◆ **PROBLEM DETAILS**
Copy each line holding the string "styles".

↓↓↓

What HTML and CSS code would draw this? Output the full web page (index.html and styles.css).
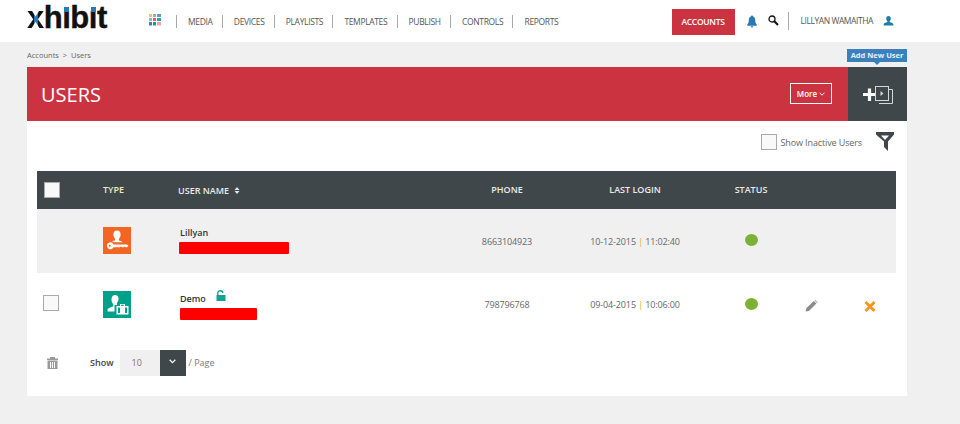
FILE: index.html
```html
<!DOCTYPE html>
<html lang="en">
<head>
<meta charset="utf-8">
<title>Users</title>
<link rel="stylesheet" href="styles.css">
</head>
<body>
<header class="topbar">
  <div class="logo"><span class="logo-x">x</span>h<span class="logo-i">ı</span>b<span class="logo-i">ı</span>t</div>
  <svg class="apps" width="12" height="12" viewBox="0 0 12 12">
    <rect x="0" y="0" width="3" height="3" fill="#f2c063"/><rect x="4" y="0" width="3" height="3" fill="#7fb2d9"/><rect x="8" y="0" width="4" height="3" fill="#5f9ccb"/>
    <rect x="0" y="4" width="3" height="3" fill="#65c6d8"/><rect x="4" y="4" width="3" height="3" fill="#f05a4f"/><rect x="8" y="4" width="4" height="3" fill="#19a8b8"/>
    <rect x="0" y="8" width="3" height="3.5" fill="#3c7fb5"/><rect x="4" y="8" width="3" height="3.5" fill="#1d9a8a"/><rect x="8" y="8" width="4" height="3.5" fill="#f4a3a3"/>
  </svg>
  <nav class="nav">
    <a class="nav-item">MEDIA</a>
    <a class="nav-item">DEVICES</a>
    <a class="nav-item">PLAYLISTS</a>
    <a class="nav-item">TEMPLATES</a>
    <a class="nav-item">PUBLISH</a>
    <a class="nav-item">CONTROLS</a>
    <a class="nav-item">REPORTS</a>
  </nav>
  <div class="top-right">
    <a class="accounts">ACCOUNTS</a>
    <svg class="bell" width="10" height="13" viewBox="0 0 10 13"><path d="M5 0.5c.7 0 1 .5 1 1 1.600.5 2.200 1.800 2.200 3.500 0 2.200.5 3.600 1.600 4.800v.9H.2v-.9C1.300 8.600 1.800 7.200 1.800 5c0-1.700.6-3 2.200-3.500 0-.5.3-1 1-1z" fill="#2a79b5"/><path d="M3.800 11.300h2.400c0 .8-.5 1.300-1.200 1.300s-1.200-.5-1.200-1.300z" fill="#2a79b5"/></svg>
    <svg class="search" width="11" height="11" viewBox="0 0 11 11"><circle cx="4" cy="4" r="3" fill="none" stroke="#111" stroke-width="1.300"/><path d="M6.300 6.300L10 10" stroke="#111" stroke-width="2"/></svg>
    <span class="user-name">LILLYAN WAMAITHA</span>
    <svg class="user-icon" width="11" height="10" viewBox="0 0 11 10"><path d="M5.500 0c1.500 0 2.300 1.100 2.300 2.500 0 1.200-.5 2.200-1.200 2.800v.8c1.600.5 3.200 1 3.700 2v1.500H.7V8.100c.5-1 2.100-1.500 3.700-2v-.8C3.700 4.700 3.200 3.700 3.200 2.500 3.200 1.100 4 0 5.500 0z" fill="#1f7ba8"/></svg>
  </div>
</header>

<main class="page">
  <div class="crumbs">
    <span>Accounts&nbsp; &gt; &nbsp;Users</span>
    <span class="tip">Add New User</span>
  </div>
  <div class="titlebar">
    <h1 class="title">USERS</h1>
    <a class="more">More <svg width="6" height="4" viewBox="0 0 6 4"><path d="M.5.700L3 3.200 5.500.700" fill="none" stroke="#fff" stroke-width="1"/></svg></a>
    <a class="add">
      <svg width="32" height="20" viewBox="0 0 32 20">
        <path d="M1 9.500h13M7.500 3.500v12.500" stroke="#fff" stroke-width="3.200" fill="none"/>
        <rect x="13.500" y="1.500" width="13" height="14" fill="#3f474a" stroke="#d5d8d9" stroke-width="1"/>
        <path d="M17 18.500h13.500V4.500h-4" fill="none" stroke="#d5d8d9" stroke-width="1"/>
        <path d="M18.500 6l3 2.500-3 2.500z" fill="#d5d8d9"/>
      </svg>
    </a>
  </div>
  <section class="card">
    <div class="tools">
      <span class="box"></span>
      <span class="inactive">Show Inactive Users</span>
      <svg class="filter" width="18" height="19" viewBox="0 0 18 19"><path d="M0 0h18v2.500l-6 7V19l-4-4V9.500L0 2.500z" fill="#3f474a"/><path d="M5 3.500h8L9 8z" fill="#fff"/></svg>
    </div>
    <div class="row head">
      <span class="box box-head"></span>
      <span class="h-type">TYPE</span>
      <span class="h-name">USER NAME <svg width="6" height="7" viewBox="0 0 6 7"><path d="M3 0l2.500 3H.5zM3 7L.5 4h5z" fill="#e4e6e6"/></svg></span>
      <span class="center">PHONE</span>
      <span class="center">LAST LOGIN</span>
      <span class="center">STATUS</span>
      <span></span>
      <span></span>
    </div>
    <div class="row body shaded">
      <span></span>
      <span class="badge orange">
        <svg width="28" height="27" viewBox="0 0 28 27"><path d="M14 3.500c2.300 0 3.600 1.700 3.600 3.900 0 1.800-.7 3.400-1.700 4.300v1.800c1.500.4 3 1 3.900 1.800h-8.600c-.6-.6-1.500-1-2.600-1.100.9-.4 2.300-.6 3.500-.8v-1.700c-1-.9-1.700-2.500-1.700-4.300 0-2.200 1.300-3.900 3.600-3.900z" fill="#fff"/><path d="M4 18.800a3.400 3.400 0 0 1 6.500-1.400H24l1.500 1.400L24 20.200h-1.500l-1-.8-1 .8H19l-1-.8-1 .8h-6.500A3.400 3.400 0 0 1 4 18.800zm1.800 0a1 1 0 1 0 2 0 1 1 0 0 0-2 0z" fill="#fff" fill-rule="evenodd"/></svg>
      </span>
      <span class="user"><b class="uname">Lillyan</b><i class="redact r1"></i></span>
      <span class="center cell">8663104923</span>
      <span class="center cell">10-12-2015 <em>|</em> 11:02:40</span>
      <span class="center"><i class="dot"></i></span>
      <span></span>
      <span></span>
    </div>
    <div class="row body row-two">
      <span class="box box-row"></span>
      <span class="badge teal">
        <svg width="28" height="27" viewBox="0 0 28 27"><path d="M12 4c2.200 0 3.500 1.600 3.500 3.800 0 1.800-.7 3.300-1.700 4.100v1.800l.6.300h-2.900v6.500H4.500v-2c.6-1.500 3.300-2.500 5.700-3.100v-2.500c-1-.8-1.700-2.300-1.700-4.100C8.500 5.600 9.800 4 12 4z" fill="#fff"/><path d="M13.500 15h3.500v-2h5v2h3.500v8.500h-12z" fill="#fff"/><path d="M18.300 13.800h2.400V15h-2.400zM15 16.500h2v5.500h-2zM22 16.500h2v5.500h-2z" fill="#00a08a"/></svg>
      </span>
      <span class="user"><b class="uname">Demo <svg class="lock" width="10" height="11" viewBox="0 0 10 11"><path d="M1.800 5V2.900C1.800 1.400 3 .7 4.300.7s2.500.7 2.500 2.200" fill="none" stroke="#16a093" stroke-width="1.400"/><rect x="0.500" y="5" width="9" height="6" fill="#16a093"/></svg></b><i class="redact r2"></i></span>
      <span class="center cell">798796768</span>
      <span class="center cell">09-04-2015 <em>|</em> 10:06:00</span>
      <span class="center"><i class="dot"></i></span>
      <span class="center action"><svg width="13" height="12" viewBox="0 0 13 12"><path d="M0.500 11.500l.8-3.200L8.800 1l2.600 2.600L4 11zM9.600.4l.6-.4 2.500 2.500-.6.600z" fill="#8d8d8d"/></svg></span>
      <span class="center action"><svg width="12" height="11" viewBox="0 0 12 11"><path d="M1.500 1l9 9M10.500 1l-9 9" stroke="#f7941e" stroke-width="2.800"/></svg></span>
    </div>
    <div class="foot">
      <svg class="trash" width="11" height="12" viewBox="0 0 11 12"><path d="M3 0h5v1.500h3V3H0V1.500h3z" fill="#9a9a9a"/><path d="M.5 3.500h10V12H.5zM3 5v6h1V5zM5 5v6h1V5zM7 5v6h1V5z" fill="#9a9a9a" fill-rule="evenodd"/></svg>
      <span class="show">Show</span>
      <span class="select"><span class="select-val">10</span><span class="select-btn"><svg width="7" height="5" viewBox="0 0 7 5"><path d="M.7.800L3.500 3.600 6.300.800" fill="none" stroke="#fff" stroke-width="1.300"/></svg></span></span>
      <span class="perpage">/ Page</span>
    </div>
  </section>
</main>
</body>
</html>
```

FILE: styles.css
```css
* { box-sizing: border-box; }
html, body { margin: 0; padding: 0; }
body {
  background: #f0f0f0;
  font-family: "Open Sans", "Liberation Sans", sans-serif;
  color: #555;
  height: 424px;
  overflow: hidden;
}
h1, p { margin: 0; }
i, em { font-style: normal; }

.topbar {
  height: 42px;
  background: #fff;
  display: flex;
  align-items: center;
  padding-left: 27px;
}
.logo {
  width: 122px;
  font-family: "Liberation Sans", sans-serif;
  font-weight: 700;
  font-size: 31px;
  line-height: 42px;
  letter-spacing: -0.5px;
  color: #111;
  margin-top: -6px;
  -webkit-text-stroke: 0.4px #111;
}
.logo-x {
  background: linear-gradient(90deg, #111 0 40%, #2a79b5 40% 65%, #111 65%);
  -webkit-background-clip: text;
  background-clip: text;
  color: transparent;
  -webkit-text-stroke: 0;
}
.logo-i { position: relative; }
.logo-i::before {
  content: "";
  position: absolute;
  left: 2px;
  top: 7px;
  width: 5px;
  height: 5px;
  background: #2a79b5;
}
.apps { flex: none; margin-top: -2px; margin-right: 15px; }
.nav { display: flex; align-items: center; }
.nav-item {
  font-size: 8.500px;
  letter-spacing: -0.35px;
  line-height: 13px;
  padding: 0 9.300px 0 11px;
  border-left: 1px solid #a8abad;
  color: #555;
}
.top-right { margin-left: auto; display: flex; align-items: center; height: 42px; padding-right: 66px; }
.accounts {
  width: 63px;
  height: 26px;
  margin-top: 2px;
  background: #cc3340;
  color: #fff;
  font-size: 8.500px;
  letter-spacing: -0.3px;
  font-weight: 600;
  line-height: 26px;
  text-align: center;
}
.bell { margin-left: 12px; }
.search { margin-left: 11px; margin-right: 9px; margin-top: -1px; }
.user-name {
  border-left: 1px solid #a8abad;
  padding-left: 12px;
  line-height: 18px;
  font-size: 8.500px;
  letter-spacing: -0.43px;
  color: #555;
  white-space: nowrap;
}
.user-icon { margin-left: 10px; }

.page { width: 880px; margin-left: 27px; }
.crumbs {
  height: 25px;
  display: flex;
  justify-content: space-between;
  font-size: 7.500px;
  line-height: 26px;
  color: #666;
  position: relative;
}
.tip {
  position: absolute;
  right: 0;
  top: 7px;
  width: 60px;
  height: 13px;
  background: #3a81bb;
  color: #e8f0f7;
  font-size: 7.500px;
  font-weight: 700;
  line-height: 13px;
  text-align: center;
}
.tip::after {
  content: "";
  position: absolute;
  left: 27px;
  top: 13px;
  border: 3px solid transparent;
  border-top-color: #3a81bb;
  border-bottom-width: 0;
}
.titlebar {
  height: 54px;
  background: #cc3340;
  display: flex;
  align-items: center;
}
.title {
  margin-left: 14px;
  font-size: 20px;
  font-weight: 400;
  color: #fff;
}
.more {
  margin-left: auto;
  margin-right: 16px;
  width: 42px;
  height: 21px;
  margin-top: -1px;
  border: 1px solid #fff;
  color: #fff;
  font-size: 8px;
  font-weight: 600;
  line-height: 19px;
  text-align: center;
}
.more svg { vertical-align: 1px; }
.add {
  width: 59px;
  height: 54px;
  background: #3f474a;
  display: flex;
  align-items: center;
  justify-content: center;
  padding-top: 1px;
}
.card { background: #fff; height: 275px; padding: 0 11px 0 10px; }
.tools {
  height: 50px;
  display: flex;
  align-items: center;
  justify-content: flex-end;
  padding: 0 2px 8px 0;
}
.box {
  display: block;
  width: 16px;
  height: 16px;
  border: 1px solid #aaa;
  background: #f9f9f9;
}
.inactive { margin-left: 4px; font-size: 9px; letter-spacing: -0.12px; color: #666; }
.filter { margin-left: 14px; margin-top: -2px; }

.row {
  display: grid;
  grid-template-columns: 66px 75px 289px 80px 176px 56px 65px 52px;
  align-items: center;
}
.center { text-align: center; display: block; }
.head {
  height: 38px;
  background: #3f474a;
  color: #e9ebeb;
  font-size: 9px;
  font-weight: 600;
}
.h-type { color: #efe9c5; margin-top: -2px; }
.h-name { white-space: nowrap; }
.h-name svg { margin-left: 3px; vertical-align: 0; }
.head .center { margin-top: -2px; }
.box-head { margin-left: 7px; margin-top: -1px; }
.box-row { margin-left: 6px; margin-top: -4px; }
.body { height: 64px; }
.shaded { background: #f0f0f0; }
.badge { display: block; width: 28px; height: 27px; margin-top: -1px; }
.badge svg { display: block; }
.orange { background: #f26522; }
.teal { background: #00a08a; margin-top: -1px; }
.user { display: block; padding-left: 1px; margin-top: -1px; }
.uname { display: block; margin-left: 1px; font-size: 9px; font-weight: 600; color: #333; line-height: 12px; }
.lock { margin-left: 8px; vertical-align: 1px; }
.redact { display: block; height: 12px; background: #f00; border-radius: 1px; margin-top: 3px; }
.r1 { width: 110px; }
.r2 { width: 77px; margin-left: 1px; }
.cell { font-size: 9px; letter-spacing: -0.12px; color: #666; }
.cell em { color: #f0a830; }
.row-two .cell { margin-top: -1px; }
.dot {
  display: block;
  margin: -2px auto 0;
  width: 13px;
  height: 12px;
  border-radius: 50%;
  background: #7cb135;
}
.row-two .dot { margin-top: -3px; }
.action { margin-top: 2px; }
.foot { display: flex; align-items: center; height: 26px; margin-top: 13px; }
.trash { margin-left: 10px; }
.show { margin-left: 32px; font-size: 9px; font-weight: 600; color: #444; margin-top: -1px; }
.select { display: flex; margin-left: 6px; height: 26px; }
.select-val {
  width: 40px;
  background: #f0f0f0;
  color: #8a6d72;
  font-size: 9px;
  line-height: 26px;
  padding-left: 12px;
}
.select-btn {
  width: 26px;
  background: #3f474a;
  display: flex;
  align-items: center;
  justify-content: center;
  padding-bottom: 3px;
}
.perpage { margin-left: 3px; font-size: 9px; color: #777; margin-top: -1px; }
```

↑↑↑

◆ **OUTPUT OF THE EXERCISE**
What HTML and CSS code would draw this? Output the full web page (index.html and styles.css).
<link rel="stylesheet" href="styles.css">
FILE: styles.css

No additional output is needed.